“Did you hear that?” I asked my sleepy brother. “Oh! There it is again! Do you think we should go back to the cabin and wake up Dad?”
My little lake cabin is just over 400 square feet and is one room. I will be the first to say I have managed to make it work for my family all these years rather smoothly. Although I have always had more than one rather spatially generous homes in the city as I grew up, our little cabin has always remained in the exact footprint from Day 1. There are a variety of reasons why it has remained that way, but predominantly it is because my father thought it was big enough, and then my husband thought it was big enough, and so it stayed that way, regardless of the extra room my mother, and myself longed for now and then over the years. Originally, the cabin had two large beds at the back of the cabin, and a long single bed that tried to pretend it was a couch closer to the living room area by the front windows. As tiny children, my brother and I slept in the other large bed, next to our parents. When we were old enough to be left unattended, and I can’t remember what age that was, but coddling your children was not an option at the lake, and so off to a tent we were banished to sleep every night. In analyzing this today, I laugh when I think that it was ‘manners, manners, manners’, and formal routines in the city, but here at the lake it was a process of ‘toughen up and learn your survival skills’, and hours and hours, day by day, of joyfully running wildly free in a forest. When my children were small, my husband and replaced the second bed with a set of bunk beds. This furniture had been recycled from his family place, a jointly family-owned property his parents were part of. My husband had slept in that bunk bed with a brother when he was small. Now it has come to our cabin, and our youngest slept up top, and our oldest on the bottom.

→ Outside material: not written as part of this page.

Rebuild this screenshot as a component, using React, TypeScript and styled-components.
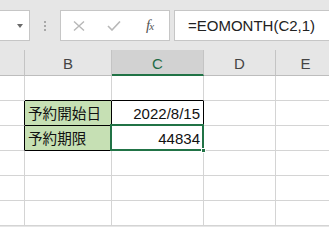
import React from "react";
import styled, { createGlobalStyle } from "styled-components";

const Global = createGlobalStyle`
  html, body { margin: 0; padding: 0; background: #e6e6e6; overflow: hidden; }
  body { font-family: "Liberation Sans", "Noto Sans CJK JP", sans-serif; }
  * { box-sizing: border-box; }
`;

const Page = styled.div`
  width: 329px;
  height: 227px;
  display: flex;
  flex-direction: column;
  overflow: hidden;
  background: #e6e6e6;
`;

const FormulaBar = styled.div`
  display: flex;
  align-items: stretch;
  height: 31px;
  margin-top: 10px;
  margin-bottom: 9px;
`;

const NameBox = styled.div`
  width: 30px;
  background: #fff;
  border: 1px solid #c6c6c6;
  border-left: none;
  display: flex;
  align-items: center;
  justify-content: flex-end;
  padding-right: 6px;
`;

const Caret = styled.div`
  width: 0;
  height: 0;
  border-left: 3.5px solid transparent;
  border-right: 3.5px solid transparent;
  border-top: 4px solid #6a6a6a;
  margin-top: 1px;
`;

const Grip = styled.div`
  width: 30px;
  display: flex;
  flex-direction: column;
  align-items: center;
  justify-content: center;
  gap: 2px;
`;

const Dot = styled.span`
  width: 2px;
  height: 2px;
  background: #a8a8a8;
`;

const IconBox = styled.div`
  width: 110px;
  background: #fff;
  border: 1px solid #c6c6c6;
  display: flex;
  align-items: center;
  padding-left: 12px;
  gap: 22px;
`;

const Fx = styled.span`
  font-family: "Liberation Serif", serif;
  font-style: italic;
  font-size: 15px;
  color: #555;
  letter-spacing: -1px;
  margin-left: 3px;
  & > small { font-size: 11px; }
`;

const FormulaInput = styled.div`
  flex: 1;
  margin-left: 4px;
  margin-right: -2px;
  background: #fff;
  border: 1px solid #c6c6c6;
  display: flex;
  align-items: center;
  padding-left: 13px;
  font-family: "Liberation Sans", sans-serif;
  font-size: 15px;
  color: #222;
`;

const Sheet = styled.div`
  display: grid;
  grid-template-columns: 25px 87px 92px 72px 60px;
  grid-template-rows: 26px repeat(6, 25px);
  position: relative;
  background: #fff;
`;

const Head = styled.div<{ $sel?: boolean; $last?: boolean }>`
  background: ${(p) => (p.$sel ? "#d2d2d2" : "#e6e6e6")};
  border-right: 1px solid ${(p) => (p.$last ? "transparent" : "#c4c4c4")};
  border-bottom: ${(p) => (p.$sel ? "2px solid #217346" : "1px solid #bdbdbd")};
  display: flex;
  align-items: center;
  justify-content: center;
  font-size: 15px;
  color: ${(p) => (p.$sel ? "#1f6b45" : "#444")};
  padding-top: 2px;
`;

const Cell = styled.div<{
  $fill?: string;
  $r?: string;
  $b?: string;
  $align?: "left" | "right";
}>`
  background: ${(p) => p.$fill || "#fff"};
  border-right: 1px solid ${(p) => p.$r || "#d4d4d4"};
  border-bottom: 1px solid ${(p) => p.$b || "#d4d4d4"};
  display: flex;
  align-items: center;
  justify-content: ${(p) => (p.$align === "right" ? "flex-end" : "flex-start")};
  padding: 1px 3px 0 3px;
  font-size: 15px;
  color: #111;
  white-space: nowrap;
  overflow: visible;
`;

const Jp = styled.span`
  font-family: "Noto Sans CJK JP", sans-serif;
  font-size: 14.6px;
  line-height: 1;
`;

const Selection = styled.div`
  position: absolute;
  left: 110px;
  top: 74px;
  width: 94px;
  height: 27px;
  border: 2px solid #217346;
  pointer-events: none;
`;

const Handle = styled.div`
  position: absolute;
  left: 201px;
  top: 98px;
  width: 5px;
  height: 5px;
  background: #217346;
  border: 1px solid #fff;
`;

const GREEN = "#c6e0b4";
const BLACK = "#000";

type C = { text?: React.ReactNode; fill?: string; r?: string; b?: string; align?: "left" | "right" };

const rows: C[][] = [
  [{}, { b: BLACK }, { b: BLACK }, {}, {}],
  [
    { r: BLACK },
    { text: <Jp>予約開始日</Jp>, fill: GREEN, r: BLACK, b: BLACK },
    { text: "2022/8/15", r: BLACK, b: BLACK, align: "right" },
    {},
    {},
  ],
  [
    { r: BLACK },
    { text: <Jp>予約期限</Jp>, fill: GREEN, r: BLACK, b: BLACK },
    { text: "44834", r: BLACK, b: BLACK, align: "right" },
    {},
    {},
  ],
  [{}, {}, {}, {}, {}],
  [{}, {}, {}, {}, {}],
  [{}, {}, {}, {}, {}],
];

export default function App() {
  return (
    <Page>
      <Global />
      <FormulaBar>
        <NameBox>
          <Caret />
        </NameBox>
        <Grip>
          <Dot />
          <Dot />
          <Dot />
        </Grip>
        <IconBox>
          <svg width="12" height="10" viewBox="0 0 12 10">
            <path d="M1 0.5 L11 9.5 M11 0.5 L1 9.5" stroke="#b8b8b8" strokeWidth="1.4" fill="none" />
          </svg>
          <svg width="14" height="10" viewBox="0 0 14 10">
            <path d="M1 5 L5 9 L13 0.5" stroke="#b8b8b8" strokeWidth="1.6" fill="none" />
          </svg>
          <Fx>
            f<small>x</small>
          </Fx>
        </IconBox>
        <FormulaInput>=EOMONTH(C2,1)</FormulaInput>
      </FormulaBar>
      <Sheet>
        <Head />
        <Head>B</Head>
        <Head $sel>C</Head>
        <Head>D</Head>
        <Head $last>E</Head>
        {rows.map((row, i) =>
          row.map((c, j) => (
            <Cell key={`${i}-${j}`} $fill={c.fill} $r={c.r} $b={c.b} $align={c.align}>
              {c.text}
            </Cell>
          ))
        )}
        <Selection />
        <Handle />
      </Sheet>
    </Page>
  );
}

We also upgraded the inside living room furniture to include a very comfy three-seater couch and reclining chair. The couch was also a fold out-bed. This was helpful when we brought extra youngsters to the cabin with us, especially if it was to rain and they could not tent. My husband also leveled off two sections of land on our rock point area, and so, as our kids grew they tented out there on the point with their friends. I should have been so lucky. My Dad always said, “children should be seen and not heard.” In truth, he was a fabulous dad at the lake and did so many things with us, but he liked his private time, and he liked to sleep in, and kids were not an option for mornings. He built a wooden platform in the back bay area of our property, and that was my brother’s and my home for sleeping, period. The platform was built back there because the land was so sloped, and it was built about 10 to 15 feet from the water line. Being near to the water made the tent area less ‘buggy’ for mosquitos and such, because the wind came right off the water there. The platform was touching the land on the back and had stilts on the front end. It was a perfect size to fit our old square canvas tent. Add a couple of air mattresses and sleeping bags and that is where we slept.
I longed for the warmth and protection of a cabin. My neighbouring friends at the lake often had small cabins of their own, placed relatively near to the main cabin where their parents slept. Not us, it was the tent for us. May I mention, once again, that we are fairly remote, and that the back bay area was away from the cabin, over a cliff walkway, and a tad removed from the main cabin. I can’t tell you how many times I heard things ‘go bump in the night.’ I am not generally a ‘scaredy-cat’, but I was anxious back there more than once when I heard things. However, I was also a tad hesitant to tell my dad that I was scared and I needed to sleep in the cabin, because I heard something out there in the dark of the night. More than once I would mention it the next day and he would say to me not to worry, it was ‘just a bird, a grouse, a bird, and was nothing to be afraid of’. He would remind me that, ‘we were in the forest and wild things were more scared of us than we of them.’ I was not convinced. As I have lived here so many years, I have learned not to pass on my anxiety, and not allow my own boys to camp in a tent. They mostly tented together, and then later, as they got older, each had their own tent which were not placed far from each other. However, they were lucky enough to sleep on the rock point in front of the cabin. To me, as a mom, it is so much safer there, with only the one small ramp and a neighbour’s dock end as access to that section of property. It would be less likely for an animal of any substantial size to wander on to the point in the night. It was also within easy view of the cabin. I was fine with the boys sleeping there, but I sure wished I had been tenting on The Point and not in the back bay, more than once I was rather anxious when heard the sound of a branch snap in the night.
The reality is that this is a forest. There are the wild things that live there right along with the butterflies, squirrels, birds, including, grouse. However, I survived all the things that went ‘bump in the night,’ but still will mention that secretly, though I love being at my cabin with the beautiful experiences of being away from city life and civilization, I really do like having four walls up and sleeping in my cozy little bed in my cabin. Did I mention I was a senior now? I will admit, I adore my ‘creature comforts’ these days.